As I moved through the rock cuts to the next church, I could hear drum beats and chanting. They had been steadily booming for a while now and were growing louder as I approached. I was interested, but didn’t want to pop out into some kind of religious procession, that out-of-place tourist with a camera. Wow, were those fears unfounded. I emerged into what can only be described as a cultural tourism feeding frenzy, as scores of tourists waving cameras hovered around a group of about 25 men playing drums and chanting outside the church. Now, I know I’m also a white Westerner with a camera, but this was egregious. I immediately bailed, swinging around behind the church and climbing some steps up to the rocks above, where I got a nice view of the proceedings while not participating so fully.

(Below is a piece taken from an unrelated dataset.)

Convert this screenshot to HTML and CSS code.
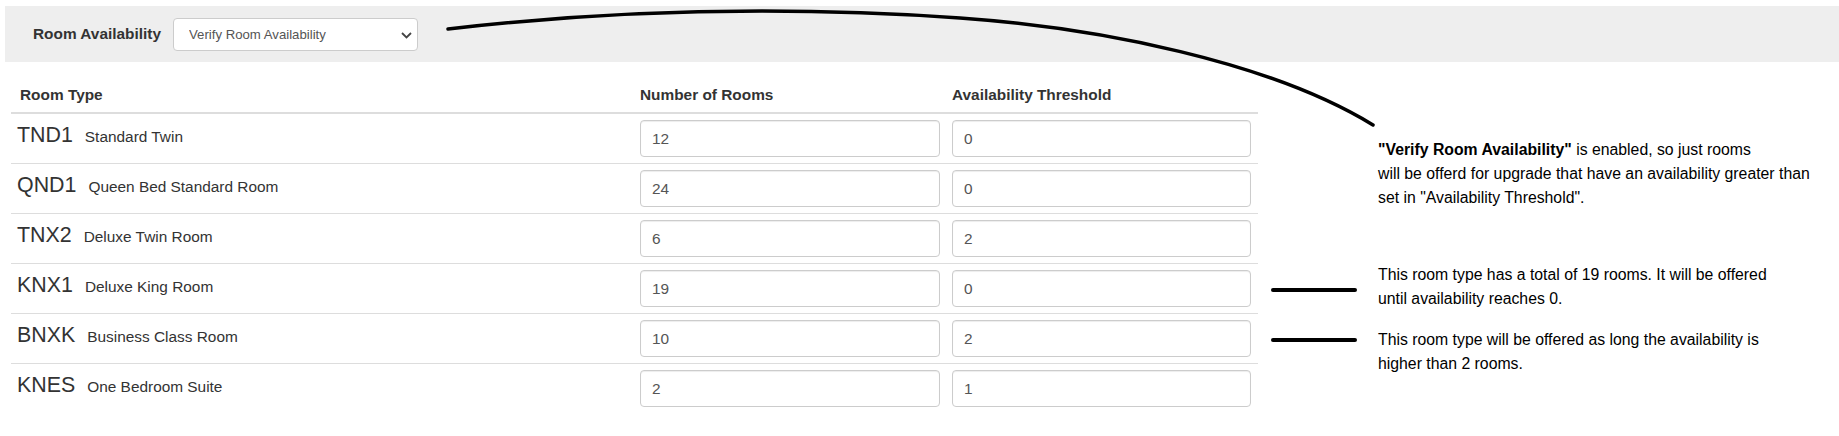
FILE: index.html
```html
<!DOCTYPE html>
<html lang="en">
<head>
    <meta charset="UTF-8">
    <meta name="viewport" content="width=device-width, initial-scale=1.0">
    <title>Room Availability</title>
    <link rel="stylesheet" href="styles.css">
</head>
<body>

<div class="page">

    <!-- hand drawn callout from the select to the note -->
    <svg class="callout" width="1839" height="436" viewBox="0 0 1839 436">
        <path d="M448 29 Q700 0 960 18 C1100 28 1270 62 1373 125" fill="none" stroke="#000" stroke-width="3.5" stroke-linecap="round"/>
    </svg>

    <div class="toolbar">
        <label for="availability">Room Availability</label>
        <div class="select-wrap">
            <select id="availability">
                <option>Verify Room Availability</option>
                <option>Ignore Room Availability</option>
            </select>
            <svg class="chevron" width="11" height="7" viewBox="0 0 11 7">
                <polyline points="1,1 5.5,5.5 10,1" fill="none" stroke="#444" stroke-width="1.8"/>
            </svg>
        </div>
    </div>

    <div class="content">
        <div class="rooms">
            <div class="row head">
                <div>Room Type</div>
                <div>Number of Rooms</div>
                <div>Availability Threshold</div>
            </div>
            <div class="row">
                <div class="room"><span class="code">TND1</span><span class="name">Standard Twin</span></div>
                <input type="text" value="12">
                <input type="text" value="0">
            </div>
            <div class="row">
                <div class="room"><span class="code">QND1</span><span class="name">Queen Bed Standard Room</span></div>
                <input type="text" value="24">
                <input type="text" value="0">
            </div>
            <div class="row">
                <div class="room"><span class="code">TNX2</span><span class="name">Deluxe Twin Room</span></div>
                <input type="text" value="6">
                <input type="text" value="2">
            </div>
            <div class="row">
                <div class="room"><span class="code">KNX1</span><span class="name">Deluxe King Room</span></div>
                <input type="text" value="19">
                <input type="text" value="0">
            </div>
            <div class="row">
                <div class="room"><span class="code">BNXK</span><span class="name">Business Class Room</span></div>
                <input type="text" value="10">
                <input type="text" value="2">
            </div>
            <div class="row">
                <div class="room"><span class="code">KNES</span><span class="name">One Bedroom Suite</span></div>
                <input type="text" value="2">
                <input type="text" value="1">
            </div>
        </div>

        <div class="notes">
            <p class="note note-lead">
                <strong>"Verify Room Availability"</strong> is enabled, so just rooms<br>
                will be offerd for upgrade that have an availability greater than<br>
                set in "Availability Threshold".
            </p>
            <div class="note note-total">
                <span class="marker"></span>
                <p>This room type has a total of 19 rooms. It will be offered<br>until availability reaches 0.</p>
            </div>
            <div class="note note-limit">
                <span class="marker"></span>
                <p>This room type will be offered as long the availability is<br>higher than 2 rooms.</p>
            </div>
        </div>
    </div>

</div>

</body>
</html>
```

FILE: styles.css
```css
body {
    margin: 0;
    font-family: "Liberation Sans", Arial, sans-serif;
    font-size: 15.4px;
    color: #333;
    background-color: #fff;
}
.page {
    position: relative;
    height: 436px;
    padding: 6px 0 0 5px;
    box-sizing: border-box;
    overflow: hidden;
}
.callout {
    position: absolute;
    left: 0;
    top: 0;
    pointer-events: none;
}
.toolbar {
    display: flex;
    align-items: center;
    gap: 12px;
    height: 56px;
    padding-left: 28px;
    background-color: #eee;
}
.toolbar label {
    font-weight: bold;
}
.select-wrap {
    position: relative;
}
.select-wrap select {
    appearance: none;
    -webkit-appearance: none;
    display: block;
    width: 245px;
    height: 33px;
    padding: 0 30px 0 15px;
    border: 1px solid #ccc;
    border-radius: 4px;
    background-color: #fff;
    font-family: "Liberation Sans", Arial, sans-serif;
    font-size: 13.2px;
    color: #555;
}
.chevron {
    position: absolute;
    right: 6px;
    top: 14px;
    pointer-events: none;
}
.content {
    display: flex;
    align-items: flex-start;
}
.rooms {
    width: 1247px;
    margin-left: 6px;
}
.row {
    display: grid;
    grid-template-columns: 1fr 300px 299px;
    column-gap: 12px;
    align-items: center;
    height: 49px;
    padding: 0 7px 0 9px;
    border-bottom: 1px solid #ddd;
}
.row:last-child {
    border-bottom: none;
}
.row.head {
    height: auto;
    padding-top: 23px;
    padding-bottom: 7px;
    line-height: 20px;
    font-weight: bold;
    border-bottom: 2px solid #ddd;
}
.room {
    margin-left: -3px;
    font-size: 21.4px;
    line-height: 43px;
    padding-bottom: 6px;
    white-space: nowrap;
}
.room .name {
    margin-left: 12px;
    font-size: 15.4px;
    line-height: 1;
}
.row input {
    width: 100%;
    height: 37px;
    box-sizing: border-box;
    padding: 0 11px;
    border: 1px solid #ccc;
    border-radius: 4px;
    box-shadow: inset 0 1px 1px rgba(0, 0, 0, 0.075);
    font-family: "Liberation Sans", Arial, sans-serif;
    font-size: 15.4px;
    color: #555;
}
.notes {
    margin-left: 13px;
    font-size: 15.8px;
    line-height: 24px;
    color: #000;
    white-space: nowrap;
}
.note {
    margin: 0;
}
.note p {
    margin: 0;
}
.note-lead {
    margin-top: 76px;
    padding-left: 107px;
}
.note-total,
.note-limit {
    display: flex;
    align-items: flex-start;
    gap: 21px;
}
.note-total {
    margin-top: 53px;
}
.note-limit {
    margin-top: 17px;
}
.marker {
    flex: none;
    width: 86px;
    height: 4px;
    border-radius: 2px;
    background-color: #000;
}
.note-total .marker {
    margin-top: 25px;
}
.note-limit .marker {
    margin-top: 10px;
}
```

I don’t have all the answers to how photography works, especially in the developing world, but this helped solidify some of my beliefs. Yesterday, there was a man wending his way through the masses of the faithful outside St. Georges, snapping pictures. Later, I walked by him taking pictures of an elderly woman with the church in the background, a very posed affair. He slipped her 10 birr when he got the shot, so perhaps there’s that. Another guy was snapping away pictures of local kids, showing them the results on the LCD screen of his camera when he was done—they were thrilled, as one would expect. Is it money that makes it not exploitive? Is it sharing the result that makes it okay? I didn’t come to Lalibela to shoot pictures of African people so I could remember my exotic vacation, but at the same time, it was often impossible to take pictures of the churches without having people in them, often praying. Is it pure intentions that make it better?

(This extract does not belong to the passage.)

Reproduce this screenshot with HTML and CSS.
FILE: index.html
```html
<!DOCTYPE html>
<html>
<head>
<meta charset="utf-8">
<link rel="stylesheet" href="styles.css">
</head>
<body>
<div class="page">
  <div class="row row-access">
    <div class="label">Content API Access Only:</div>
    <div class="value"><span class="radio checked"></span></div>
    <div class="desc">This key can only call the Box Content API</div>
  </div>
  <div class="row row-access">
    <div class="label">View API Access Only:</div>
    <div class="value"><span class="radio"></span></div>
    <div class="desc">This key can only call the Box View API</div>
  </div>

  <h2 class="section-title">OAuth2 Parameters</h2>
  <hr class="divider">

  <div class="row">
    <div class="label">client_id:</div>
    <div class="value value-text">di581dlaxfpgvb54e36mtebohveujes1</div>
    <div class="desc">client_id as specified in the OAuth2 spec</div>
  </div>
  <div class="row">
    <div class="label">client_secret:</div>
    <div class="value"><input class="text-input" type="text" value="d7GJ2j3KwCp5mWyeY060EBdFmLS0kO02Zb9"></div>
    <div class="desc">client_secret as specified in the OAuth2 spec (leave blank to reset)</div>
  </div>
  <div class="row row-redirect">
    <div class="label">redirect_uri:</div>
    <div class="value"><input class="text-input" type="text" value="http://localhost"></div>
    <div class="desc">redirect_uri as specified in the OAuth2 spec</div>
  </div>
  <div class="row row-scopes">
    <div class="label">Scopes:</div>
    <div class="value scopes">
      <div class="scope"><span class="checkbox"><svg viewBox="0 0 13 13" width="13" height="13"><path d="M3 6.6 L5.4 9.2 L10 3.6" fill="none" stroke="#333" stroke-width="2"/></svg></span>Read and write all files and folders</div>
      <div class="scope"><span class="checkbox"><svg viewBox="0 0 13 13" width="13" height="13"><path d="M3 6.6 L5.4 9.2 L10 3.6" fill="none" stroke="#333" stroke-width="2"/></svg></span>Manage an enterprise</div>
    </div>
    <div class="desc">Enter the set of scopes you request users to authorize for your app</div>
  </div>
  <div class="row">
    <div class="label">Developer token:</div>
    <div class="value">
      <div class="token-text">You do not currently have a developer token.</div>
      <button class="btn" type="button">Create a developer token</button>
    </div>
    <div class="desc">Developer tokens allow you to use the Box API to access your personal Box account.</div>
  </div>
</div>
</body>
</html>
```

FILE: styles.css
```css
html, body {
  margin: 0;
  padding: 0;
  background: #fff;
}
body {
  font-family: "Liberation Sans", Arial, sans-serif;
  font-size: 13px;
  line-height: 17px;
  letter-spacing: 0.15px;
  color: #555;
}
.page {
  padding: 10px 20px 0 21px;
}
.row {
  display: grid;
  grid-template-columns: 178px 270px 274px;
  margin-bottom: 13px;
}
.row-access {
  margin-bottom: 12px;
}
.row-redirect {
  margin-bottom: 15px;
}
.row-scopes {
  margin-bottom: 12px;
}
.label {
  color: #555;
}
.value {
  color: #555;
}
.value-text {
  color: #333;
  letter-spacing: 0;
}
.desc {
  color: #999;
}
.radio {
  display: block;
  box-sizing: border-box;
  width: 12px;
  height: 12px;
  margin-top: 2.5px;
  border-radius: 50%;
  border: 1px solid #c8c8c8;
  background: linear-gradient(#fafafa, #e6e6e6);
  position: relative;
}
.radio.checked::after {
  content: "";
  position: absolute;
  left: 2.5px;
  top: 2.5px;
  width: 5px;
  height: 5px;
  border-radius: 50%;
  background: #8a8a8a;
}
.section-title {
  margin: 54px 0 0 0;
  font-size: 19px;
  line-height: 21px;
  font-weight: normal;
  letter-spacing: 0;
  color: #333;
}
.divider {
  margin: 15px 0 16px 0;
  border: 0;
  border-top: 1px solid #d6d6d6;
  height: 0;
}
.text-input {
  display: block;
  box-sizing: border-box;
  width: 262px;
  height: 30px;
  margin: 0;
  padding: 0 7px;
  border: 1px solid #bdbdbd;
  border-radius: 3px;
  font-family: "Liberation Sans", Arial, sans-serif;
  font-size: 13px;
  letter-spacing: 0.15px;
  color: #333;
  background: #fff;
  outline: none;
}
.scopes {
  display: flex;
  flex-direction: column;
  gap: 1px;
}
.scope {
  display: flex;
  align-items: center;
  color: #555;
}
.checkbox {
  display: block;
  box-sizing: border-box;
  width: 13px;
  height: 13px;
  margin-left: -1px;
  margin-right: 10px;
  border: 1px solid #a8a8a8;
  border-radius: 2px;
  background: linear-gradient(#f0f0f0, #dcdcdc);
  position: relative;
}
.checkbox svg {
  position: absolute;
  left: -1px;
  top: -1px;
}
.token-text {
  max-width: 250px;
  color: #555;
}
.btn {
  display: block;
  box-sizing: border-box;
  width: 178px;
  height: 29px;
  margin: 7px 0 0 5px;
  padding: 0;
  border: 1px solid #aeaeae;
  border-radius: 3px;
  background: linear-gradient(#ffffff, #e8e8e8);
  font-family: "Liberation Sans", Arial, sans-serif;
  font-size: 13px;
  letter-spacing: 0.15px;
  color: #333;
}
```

But is there a bigger question about otherness? There’s the idea of taking pictures of the “other” people of Ethiopia, which makes the shots exciting. That’s not good. But is there another problem? Does avoiding taking pictures of people serve to increase their otherness? I wouldn’t have much of a problem framing up Americans as I took pictures, who am I to serve different standards based on where in the world people are from or the level of their country’s development? I think a lot of it has to do with how you enter the situation, no matter where in the world you are. If it’s brash and intrusive, if it’s objectifying (beyond the way photography inherently renders a subject into an object of art or data or whatever), that’s a problem. There’s definitely a way to approach people, situations, communities with respect. With good intentions. It also helps to know the language. And to have a purpose beyond marking your personal experience. Like supporting your subject in some way. But that’s a difficult needle to thread. I don’t have an answer yet, but I’m working on it.

The other thing that struck me as I retraced my steps through the churches of Lalibela was the holyshitdangerous-ness of it. So many potentially deadly falls. So many steep eroding stone staircases without railings. So many things that are a lawsuit waiting to happen. I walked slow and careful and felt like an old man about it, but managed to get through without scrapes.

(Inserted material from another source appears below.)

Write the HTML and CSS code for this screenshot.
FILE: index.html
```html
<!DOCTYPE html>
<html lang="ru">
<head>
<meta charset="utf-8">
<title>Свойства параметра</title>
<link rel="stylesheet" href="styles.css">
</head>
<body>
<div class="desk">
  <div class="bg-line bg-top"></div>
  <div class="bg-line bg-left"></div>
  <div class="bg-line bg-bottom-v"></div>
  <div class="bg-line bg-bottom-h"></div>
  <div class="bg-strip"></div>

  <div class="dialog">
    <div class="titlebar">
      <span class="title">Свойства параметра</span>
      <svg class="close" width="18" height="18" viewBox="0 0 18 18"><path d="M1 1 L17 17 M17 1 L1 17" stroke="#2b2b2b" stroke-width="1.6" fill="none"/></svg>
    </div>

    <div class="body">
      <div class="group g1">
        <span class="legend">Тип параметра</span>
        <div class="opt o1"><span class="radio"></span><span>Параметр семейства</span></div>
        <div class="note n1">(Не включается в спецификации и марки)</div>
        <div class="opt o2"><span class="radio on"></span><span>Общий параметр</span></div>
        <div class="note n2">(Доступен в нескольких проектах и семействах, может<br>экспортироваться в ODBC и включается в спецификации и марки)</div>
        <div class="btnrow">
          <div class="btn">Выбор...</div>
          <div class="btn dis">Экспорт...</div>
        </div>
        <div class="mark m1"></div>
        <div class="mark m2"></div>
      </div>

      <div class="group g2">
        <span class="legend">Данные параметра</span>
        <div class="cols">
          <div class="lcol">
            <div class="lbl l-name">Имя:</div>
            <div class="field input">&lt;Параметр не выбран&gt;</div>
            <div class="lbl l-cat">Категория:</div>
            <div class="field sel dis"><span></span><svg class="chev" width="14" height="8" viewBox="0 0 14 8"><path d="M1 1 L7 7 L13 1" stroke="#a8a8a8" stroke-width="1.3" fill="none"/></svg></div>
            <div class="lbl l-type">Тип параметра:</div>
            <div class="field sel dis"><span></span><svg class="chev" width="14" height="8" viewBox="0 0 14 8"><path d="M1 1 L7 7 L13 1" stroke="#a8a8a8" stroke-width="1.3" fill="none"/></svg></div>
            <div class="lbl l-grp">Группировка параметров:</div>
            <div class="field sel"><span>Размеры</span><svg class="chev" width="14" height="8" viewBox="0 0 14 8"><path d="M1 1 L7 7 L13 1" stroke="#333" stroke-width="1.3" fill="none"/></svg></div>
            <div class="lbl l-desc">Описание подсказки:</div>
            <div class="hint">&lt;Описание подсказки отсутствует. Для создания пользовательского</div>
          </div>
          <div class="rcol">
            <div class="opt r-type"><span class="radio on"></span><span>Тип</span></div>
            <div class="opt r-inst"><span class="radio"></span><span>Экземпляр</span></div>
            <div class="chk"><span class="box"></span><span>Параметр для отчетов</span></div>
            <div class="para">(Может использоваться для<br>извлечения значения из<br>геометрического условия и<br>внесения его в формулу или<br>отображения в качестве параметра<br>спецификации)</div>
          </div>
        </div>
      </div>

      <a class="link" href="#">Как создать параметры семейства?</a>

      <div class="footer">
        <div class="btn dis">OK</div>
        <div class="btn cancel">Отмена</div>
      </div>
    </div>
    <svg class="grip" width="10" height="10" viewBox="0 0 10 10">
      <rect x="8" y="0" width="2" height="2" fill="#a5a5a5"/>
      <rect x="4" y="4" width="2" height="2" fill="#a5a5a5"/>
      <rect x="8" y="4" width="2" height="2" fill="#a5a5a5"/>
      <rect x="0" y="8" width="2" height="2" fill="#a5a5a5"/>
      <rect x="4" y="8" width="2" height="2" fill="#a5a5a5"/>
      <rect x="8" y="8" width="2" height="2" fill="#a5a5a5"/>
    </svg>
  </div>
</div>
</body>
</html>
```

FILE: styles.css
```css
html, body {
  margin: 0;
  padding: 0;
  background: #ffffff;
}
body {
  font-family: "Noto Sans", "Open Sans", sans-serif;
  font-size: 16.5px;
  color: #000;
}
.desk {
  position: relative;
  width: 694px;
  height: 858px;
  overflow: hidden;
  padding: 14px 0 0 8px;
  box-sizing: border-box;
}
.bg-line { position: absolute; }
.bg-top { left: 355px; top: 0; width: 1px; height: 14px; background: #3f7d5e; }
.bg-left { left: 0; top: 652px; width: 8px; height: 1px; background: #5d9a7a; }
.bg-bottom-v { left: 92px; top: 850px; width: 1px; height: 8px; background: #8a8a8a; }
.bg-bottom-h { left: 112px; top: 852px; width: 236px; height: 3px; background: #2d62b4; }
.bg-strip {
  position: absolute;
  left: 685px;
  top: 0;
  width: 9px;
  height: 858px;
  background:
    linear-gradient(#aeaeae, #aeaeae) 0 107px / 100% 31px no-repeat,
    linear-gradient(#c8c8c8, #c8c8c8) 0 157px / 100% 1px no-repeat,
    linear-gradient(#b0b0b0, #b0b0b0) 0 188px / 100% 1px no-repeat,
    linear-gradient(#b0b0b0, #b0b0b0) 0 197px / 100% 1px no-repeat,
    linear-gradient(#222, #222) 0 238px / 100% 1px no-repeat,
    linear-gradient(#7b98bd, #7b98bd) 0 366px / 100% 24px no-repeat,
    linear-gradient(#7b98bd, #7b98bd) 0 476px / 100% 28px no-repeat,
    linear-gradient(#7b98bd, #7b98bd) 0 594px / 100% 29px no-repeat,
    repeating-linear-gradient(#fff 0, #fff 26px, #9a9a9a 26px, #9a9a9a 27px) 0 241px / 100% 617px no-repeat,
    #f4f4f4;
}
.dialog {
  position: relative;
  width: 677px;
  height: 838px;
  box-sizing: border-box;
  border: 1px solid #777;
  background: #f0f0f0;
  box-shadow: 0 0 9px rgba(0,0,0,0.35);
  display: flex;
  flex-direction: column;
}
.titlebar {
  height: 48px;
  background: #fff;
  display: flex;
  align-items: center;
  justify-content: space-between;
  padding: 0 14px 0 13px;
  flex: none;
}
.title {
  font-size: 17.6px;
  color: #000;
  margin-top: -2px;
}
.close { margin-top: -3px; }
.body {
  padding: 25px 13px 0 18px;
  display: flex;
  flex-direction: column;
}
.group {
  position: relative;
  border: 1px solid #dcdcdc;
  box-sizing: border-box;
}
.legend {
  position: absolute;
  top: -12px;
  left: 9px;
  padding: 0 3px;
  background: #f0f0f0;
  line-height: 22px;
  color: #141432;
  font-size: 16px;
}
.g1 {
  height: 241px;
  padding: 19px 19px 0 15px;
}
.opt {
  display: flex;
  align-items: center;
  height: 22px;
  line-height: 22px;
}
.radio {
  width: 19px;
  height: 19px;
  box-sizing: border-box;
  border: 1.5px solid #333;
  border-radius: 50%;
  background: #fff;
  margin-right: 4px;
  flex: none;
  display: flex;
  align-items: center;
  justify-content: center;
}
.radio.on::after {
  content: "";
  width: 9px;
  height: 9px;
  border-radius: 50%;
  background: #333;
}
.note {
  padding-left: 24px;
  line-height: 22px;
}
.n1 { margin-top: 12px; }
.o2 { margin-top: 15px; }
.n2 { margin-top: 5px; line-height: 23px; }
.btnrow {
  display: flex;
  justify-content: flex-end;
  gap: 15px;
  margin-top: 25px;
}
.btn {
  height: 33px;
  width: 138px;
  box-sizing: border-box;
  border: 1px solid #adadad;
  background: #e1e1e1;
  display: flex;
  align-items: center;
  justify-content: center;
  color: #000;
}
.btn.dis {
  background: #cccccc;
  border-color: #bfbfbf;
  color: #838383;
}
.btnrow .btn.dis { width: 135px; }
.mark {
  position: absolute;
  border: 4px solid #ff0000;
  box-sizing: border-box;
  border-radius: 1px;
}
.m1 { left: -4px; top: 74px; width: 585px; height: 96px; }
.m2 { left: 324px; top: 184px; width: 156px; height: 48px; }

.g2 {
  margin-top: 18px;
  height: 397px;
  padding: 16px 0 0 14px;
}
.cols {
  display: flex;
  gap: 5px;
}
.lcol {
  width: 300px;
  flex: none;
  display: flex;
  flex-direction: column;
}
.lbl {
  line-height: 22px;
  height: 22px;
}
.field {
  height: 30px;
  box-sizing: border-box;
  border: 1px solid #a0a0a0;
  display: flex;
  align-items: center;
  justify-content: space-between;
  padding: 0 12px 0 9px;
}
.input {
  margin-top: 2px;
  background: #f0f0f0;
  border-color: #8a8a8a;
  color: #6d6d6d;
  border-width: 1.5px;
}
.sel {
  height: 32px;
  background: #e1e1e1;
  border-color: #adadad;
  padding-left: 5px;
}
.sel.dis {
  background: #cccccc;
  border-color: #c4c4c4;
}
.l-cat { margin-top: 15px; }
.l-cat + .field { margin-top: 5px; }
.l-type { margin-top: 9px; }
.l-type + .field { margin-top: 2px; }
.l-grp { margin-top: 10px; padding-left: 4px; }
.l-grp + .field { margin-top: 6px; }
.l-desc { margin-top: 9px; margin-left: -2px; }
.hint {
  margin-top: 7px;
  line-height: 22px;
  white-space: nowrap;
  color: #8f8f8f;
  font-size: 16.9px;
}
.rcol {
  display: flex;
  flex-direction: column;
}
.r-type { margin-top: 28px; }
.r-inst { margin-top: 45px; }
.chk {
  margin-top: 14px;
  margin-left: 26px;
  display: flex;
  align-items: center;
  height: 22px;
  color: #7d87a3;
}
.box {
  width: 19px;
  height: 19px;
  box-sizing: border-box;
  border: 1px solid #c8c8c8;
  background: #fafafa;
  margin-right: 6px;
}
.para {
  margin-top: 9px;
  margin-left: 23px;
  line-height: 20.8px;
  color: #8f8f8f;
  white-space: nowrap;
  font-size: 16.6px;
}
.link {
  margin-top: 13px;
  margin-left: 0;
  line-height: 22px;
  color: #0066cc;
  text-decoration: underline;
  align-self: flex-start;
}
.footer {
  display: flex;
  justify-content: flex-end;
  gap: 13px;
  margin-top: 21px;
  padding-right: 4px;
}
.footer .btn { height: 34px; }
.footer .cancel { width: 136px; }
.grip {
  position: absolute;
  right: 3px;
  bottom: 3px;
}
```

At the end of the day, I found the hill we had stopped at the day before and took some great shots in the last of the light. A really successful day. I hiked back to the hotel and showered up before returning to Ben Abeba for dinner—the view was too good to branch out again. It was colder tonight, with strong wind on the upper levels, but I had probably the most delicious traditional food I’ve had all vacation, so there’s that.


I have one more day ahead of me in Lalibela and I’m not exactly sure how I’m gonna spend it, but so far it’s been amazing out here. Can’t wait to see what’s next.